┌─ Material for this task
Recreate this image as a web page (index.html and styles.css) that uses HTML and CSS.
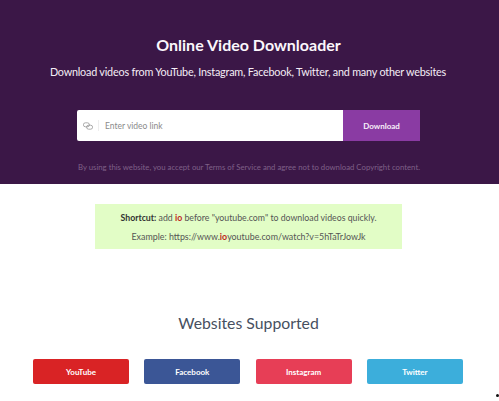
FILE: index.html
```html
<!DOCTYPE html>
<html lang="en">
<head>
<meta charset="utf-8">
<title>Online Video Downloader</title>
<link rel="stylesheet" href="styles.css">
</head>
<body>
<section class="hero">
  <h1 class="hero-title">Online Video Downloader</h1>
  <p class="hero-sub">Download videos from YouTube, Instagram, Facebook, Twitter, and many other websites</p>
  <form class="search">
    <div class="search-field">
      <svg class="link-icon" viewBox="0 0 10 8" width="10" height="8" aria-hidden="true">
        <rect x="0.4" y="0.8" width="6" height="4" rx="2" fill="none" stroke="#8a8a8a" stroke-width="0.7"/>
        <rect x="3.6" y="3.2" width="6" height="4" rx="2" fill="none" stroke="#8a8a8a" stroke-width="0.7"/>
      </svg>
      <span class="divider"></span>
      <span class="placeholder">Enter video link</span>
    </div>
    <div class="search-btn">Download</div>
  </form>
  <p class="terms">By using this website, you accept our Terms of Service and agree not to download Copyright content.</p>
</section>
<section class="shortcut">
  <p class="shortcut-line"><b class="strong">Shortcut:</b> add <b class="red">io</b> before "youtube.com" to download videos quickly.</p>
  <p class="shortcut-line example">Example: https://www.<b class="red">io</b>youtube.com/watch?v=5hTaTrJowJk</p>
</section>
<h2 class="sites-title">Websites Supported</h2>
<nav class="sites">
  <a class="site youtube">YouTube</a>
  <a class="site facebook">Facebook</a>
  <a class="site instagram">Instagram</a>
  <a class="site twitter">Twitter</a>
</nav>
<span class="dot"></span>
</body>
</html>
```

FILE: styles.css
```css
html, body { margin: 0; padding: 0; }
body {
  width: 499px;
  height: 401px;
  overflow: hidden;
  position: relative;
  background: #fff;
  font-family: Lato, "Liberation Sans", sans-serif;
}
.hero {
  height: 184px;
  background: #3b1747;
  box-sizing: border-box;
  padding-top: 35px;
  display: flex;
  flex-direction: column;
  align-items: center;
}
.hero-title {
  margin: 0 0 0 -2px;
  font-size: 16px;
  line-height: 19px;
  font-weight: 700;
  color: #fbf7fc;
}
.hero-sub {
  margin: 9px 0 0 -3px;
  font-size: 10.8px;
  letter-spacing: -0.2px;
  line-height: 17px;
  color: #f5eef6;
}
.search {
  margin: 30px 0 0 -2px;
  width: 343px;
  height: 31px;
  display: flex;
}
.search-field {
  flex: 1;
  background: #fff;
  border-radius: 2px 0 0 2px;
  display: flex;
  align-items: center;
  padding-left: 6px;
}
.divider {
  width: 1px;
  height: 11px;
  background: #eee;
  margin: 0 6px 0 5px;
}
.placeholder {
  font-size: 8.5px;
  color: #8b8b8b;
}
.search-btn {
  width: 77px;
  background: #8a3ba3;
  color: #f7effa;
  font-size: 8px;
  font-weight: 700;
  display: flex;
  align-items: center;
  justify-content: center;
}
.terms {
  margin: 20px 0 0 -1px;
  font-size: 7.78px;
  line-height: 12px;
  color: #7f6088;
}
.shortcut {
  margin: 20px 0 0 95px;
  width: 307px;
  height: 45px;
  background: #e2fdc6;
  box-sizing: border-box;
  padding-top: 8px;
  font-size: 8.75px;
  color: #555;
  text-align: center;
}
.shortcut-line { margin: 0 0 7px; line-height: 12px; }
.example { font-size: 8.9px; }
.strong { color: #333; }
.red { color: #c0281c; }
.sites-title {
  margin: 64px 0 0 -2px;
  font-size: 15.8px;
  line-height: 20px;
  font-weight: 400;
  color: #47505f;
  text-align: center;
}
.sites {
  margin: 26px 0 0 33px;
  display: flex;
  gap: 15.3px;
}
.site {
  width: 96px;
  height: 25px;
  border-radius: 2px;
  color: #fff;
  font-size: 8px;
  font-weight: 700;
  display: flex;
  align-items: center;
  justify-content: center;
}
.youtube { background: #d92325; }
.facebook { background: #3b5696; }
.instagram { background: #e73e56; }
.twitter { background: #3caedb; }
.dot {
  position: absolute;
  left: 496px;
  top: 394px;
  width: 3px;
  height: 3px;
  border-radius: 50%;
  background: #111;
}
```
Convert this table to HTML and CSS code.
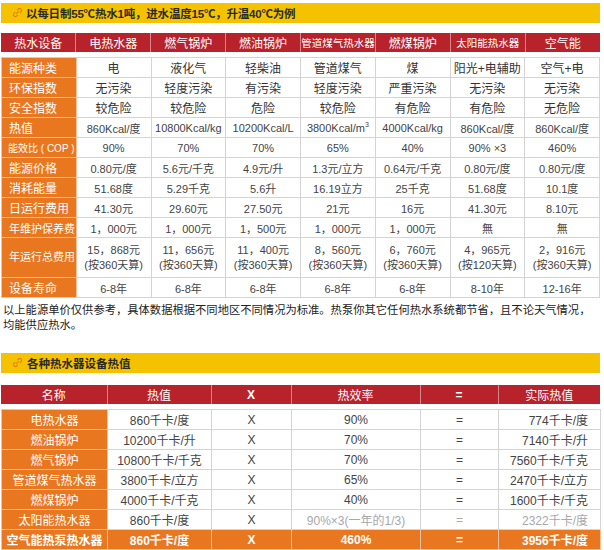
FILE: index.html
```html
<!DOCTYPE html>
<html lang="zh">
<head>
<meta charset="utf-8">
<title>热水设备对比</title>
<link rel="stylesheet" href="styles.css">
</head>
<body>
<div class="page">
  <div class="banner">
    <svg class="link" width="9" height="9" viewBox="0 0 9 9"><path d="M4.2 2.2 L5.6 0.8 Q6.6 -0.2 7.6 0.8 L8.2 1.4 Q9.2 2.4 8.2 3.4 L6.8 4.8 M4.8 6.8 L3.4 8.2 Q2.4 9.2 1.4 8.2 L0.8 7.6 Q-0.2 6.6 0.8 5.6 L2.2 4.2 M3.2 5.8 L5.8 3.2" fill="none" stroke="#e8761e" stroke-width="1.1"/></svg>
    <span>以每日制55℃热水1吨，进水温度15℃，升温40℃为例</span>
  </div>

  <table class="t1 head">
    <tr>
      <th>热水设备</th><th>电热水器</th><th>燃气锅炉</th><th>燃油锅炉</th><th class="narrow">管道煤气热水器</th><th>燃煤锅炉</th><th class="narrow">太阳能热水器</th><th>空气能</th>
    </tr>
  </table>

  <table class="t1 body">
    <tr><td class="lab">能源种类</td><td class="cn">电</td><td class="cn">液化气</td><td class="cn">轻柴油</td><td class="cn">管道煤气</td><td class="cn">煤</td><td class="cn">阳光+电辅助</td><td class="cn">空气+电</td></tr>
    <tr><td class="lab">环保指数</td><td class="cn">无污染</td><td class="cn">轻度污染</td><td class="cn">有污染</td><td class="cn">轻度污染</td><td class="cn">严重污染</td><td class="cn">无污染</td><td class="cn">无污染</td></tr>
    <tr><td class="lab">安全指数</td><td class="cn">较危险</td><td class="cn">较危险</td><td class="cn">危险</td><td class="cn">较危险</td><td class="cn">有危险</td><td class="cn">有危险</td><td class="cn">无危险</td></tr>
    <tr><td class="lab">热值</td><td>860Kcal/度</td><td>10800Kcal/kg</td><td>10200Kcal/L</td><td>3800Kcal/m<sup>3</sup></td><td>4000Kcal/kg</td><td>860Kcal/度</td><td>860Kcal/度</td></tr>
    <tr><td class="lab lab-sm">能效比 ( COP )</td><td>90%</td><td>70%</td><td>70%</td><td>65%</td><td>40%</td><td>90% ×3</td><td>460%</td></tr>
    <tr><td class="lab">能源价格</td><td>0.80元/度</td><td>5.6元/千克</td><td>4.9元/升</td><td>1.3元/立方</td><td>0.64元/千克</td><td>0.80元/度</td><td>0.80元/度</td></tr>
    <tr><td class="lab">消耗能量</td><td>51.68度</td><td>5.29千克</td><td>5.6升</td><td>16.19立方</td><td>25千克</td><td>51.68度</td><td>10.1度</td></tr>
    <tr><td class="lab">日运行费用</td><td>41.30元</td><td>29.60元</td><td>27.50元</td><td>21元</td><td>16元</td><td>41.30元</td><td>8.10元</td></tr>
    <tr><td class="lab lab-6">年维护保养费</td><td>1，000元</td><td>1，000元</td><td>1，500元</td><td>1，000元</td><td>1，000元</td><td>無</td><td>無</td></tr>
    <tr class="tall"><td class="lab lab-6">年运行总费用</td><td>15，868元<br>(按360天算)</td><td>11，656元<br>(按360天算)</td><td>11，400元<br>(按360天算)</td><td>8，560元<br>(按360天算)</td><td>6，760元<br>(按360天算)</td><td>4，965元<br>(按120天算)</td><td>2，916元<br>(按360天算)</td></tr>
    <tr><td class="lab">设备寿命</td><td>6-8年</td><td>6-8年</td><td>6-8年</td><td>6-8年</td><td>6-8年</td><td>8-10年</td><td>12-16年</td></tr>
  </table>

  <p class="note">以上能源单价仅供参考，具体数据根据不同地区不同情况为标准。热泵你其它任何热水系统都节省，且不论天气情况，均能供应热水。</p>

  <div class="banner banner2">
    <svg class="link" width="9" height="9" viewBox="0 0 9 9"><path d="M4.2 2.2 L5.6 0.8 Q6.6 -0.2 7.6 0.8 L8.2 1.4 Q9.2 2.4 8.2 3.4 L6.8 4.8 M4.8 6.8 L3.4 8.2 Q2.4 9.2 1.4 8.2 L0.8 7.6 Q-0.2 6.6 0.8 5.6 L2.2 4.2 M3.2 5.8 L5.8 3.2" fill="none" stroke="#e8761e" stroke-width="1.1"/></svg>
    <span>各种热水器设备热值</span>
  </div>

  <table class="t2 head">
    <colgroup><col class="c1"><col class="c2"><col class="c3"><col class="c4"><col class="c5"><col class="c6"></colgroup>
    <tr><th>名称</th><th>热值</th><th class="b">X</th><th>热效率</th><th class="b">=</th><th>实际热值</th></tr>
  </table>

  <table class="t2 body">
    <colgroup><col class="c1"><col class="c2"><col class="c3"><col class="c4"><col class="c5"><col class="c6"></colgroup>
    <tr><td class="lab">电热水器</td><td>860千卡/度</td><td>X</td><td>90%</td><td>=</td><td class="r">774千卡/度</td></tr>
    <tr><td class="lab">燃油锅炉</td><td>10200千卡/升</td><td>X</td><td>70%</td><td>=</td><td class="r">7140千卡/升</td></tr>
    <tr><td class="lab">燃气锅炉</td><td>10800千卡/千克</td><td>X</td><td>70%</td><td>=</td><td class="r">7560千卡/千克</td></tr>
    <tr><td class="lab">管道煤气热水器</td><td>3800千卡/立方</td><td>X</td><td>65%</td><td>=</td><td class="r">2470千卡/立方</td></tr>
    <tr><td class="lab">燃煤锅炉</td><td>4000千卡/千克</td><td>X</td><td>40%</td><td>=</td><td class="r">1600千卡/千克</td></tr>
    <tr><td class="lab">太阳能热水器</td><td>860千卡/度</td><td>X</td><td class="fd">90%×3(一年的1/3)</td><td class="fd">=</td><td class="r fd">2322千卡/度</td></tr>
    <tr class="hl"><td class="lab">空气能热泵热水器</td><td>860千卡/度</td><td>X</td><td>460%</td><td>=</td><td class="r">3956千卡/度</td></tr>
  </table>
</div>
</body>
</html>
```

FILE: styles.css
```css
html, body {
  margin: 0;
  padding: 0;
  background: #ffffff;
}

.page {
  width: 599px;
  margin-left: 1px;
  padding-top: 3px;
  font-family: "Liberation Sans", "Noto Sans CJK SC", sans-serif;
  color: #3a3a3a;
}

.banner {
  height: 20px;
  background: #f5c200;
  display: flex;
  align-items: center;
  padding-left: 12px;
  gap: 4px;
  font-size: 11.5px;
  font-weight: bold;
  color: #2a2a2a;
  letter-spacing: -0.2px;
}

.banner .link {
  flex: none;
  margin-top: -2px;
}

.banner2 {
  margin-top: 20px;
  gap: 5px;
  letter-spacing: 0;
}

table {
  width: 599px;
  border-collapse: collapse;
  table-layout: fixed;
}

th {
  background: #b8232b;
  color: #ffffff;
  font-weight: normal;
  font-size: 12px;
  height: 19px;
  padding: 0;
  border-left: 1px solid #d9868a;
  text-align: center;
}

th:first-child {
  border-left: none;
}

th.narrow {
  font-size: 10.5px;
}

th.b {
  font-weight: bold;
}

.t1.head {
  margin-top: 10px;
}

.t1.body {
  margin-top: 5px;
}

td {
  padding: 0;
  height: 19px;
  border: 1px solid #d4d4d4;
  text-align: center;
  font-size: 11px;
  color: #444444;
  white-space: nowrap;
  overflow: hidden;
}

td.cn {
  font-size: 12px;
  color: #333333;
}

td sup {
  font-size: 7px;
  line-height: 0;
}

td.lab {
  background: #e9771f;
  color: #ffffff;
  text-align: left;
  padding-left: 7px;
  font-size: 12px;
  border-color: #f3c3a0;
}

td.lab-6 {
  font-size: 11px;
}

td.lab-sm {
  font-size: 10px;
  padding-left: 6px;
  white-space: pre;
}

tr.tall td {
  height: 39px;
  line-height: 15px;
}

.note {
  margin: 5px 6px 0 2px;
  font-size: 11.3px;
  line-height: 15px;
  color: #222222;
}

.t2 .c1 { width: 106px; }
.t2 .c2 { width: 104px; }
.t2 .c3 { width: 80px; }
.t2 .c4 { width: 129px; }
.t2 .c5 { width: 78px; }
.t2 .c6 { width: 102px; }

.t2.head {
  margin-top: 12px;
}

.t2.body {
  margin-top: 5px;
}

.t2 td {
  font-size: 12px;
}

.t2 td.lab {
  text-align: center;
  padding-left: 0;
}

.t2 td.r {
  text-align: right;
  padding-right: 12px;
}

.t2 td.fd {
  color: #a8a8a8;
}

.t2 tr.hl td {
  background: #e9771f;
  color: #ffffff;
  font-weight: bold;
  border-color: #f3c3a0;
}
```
└─
> [Written problem]: Find every line that has "table" in it, then return those lines.

> [Solution for this task]:
Convert this table to HTML and CSS code.
  <table class="t1 head">
  </table>
  <table class="t1 body">
  </table>
  <table class="t2 head">
  </table>
  <table class="t2 body">
  </table>
table {
  table-layout: fixed;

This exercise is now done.